• Your instructions:
Report the total number of lines that include the string "page", without any other text.

• Source material:
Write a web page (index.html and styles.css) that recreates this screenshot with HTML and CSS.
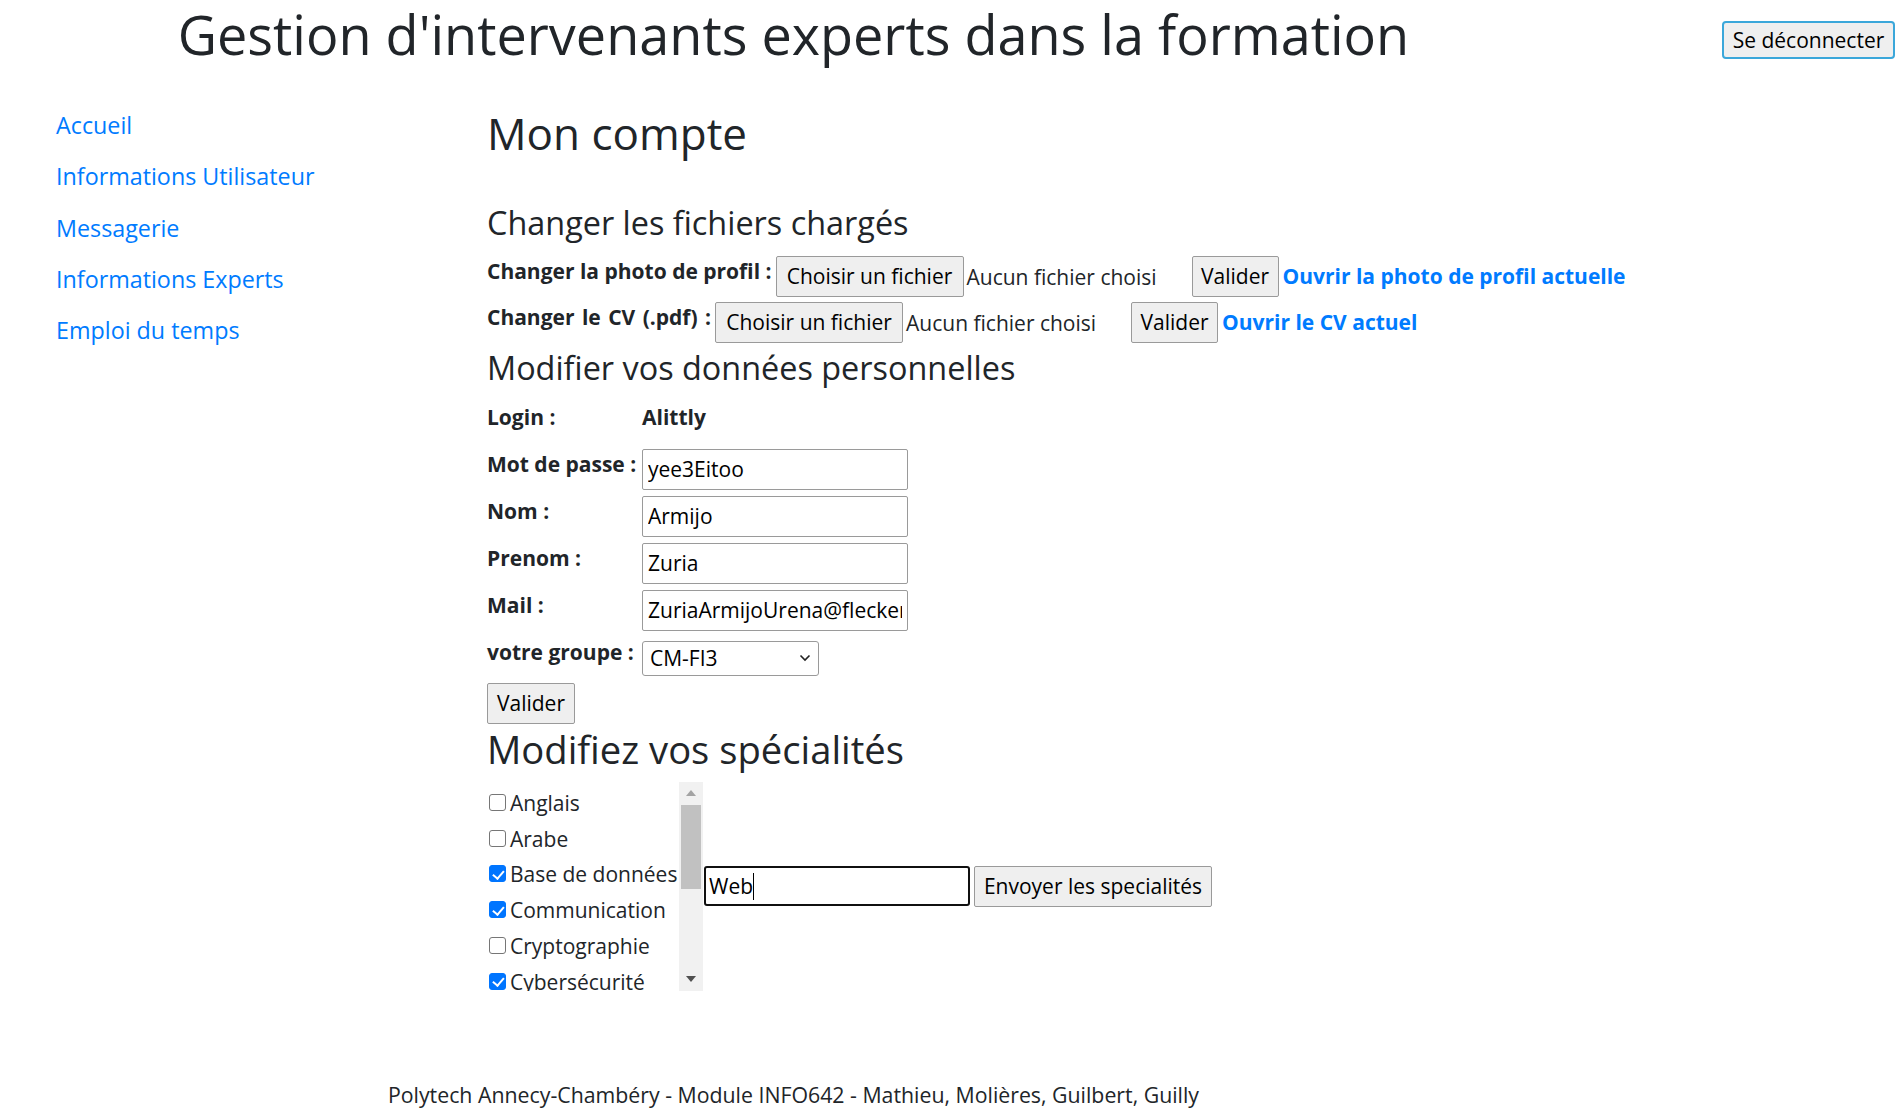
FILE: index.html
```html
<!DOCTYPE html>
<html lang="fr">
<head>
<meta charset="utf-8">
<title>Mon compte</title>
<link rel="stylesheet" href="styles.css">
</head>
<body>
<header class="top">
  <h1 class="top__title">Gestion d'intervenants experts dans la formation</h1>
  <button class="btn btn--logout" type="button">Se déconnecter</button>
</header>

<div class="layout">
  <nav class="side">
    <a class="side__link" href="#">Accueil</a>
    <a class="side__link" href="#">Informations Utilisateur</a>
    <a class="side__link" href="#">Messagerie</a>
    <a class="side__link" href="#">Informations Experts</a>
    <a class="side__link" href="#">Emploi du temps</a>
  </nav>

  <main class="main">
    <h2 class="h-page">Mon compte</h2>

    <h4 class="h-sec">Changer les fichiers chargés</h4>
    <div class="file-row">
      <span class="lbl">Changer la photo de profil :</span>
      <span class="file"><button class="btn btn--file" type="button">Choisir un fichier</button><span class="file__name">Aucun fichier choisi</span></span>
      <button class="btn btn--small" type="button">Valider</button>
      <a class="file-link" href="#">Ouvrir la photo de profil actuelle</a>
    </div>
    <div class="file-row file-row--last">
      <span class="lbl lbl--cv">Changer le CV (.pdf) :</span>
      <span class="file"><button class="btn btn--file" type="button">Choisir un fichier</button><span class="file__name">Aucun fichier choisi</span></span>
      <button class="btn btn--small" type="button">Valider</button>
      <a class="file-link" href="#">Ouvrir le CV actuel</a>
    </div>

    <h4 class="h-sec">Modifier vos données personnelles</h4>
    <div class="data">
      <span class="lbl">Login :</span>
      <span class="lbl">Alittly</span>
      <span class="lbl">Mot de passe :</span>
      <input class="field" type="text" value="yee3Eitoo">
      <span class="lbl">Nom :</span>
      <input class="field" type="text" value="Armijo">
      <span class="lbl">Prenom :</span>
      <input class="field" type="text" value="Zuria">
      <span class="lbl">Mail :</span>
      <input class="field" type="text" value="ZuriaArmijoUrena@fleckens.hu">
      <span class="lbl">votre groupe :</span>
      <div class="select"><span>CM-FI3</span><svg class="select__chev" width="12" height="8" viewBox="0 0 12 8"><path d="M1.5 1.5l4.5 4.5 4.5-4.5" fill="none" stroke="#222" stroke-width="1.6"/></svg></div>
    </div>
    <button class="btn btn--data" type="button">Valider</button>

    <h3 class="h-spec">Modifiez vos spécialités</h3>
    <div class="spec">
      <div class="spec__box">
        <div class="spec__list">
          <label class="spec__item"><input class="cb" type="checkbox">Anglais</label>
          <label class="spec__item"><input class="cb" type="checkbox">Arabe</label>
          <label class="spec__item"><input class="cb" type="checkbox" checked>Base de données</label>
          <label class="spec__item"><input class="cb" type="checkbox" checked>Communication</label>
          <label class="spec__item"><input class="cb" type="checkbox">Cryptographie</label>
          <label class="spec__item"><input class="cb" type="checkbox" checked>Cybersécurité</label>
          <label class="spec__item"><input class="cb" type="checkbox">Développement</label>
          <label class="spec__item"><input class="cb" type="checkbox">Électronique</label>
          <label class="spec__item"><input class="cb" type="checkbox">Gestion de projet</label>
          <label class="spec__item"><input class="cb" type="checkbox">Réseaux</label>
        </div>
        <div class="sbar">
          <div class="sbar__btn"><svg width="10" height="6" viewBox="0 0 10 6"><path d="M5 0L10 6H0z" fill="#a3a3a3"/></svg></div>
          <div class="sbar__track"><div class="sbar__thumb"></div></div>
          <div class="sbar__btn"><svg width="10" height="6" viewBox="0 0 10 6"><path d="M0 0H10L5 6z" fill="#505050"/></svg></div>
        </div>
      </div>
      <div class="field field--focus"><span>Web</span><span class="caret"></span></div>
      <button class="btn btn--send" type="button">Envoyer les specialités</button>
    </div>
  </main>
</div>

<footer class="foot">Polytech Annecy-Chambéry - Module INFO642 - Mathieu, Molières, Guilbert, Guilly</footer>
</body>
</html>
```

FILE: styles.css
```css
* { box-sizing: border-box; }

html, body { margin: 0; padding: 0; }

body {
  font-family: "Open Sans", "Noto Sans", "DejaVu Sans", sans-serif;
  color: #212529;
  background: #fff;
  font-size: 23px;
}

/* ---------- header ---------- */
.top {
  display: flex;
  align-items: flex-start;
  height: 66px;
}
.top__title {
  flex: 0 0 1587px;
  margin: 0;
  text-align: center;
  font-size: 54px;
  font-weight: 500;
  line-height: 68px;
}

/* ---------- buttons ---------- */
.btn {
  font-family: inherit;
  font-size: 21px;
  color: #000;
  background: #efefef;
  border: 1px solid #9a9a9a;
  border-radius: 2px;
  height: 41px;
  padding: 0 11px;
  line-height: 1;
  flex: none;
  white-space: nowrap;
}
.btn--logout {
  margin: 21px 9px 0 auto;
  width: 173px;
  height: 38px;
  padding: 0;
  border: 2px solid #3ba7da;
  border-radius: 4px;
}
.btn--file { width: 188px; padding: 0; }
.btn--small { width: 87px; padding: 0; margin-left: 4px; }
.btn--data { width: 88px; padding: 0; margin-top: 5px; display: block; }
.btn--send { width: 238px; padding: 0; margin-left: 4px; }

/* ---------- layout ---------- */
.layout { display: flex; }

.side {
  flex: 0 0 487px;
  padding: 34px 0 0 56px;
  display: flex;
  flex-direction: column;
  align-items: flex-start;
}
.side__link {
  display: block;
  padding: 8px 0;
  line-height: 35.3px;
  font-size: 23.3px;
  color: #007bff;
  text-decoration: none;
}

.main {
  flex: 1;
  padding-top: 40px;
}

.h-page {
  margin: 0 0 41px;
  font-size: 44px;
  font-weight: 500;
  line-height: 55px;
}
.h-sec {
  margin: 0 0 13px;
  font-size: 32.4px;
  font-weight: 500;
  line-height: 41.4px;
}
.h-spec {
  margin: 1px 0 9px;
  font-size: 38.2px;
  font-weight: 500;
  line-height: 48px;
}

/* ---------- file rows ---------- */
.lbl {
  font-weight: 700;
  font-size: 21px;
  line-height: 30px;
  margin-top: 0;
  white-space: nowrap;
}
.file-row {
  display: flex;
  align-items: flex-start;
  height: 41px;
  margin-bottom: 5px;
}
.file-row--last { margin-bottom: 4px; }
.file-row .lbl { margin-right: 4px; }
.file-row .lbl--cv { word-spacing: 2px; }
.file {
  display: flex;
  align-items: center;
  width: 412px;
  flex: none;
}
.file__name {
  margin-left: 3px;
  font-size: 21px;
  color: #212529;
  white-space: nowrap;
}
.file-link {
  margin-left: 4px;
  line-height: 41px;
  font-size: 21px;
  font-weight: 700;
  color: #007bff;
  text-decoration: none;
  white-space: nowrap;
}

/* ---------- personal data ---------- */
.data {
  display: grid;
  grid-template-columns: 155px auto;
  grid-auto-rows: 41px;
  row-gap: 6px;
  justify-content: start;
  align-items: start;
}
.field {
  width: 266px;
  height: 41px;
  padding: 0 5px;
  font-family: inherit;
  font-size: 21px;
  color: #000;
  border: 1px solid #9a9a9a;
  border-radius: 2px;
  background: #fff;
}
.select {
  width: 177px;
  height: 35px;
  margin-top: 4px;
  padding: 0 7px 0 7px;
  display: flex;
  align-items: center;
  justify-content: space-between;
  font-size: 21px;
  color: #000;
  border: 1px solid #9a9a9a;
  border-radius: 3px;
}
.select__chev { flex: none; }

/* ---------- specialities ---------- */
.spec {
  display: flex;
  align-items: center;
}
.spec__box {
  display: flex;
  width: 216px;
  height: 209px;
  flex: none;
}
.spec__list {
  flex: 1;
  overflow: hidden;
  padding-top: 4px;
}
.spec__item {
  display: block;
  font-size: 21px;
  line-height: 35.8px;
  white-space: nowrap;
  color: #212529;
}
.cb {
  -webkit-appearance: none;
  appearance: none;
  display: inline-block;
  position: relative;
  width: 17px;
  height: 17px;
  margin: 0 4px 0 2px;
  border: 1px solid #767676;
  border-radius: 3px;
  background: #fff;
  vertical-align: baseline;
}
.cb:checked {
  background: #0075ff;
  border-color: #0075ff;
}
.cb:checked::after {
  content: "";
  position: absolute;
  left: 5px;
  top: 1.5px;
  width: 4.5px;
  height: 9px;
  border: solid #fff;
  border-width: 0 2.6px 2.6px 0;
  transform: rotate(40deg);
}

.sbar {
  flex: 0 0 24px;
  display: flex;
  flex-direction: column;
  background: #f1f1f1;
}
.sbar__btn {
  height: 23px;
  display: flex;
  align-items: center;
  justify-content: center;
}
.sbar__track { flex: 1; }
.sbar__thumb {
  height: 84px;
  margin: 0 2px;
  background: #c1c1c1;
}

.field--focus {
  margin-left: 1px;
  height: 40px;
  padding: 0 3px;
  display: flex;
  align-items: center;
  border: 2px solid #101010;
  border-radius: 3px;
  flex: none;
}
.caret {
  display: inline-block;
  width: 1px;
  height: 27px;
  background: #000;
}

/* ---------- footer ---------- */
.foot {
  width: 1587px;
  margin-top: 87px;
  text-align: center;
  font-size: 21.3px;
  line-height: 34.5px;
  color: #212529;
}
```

• Response below:
3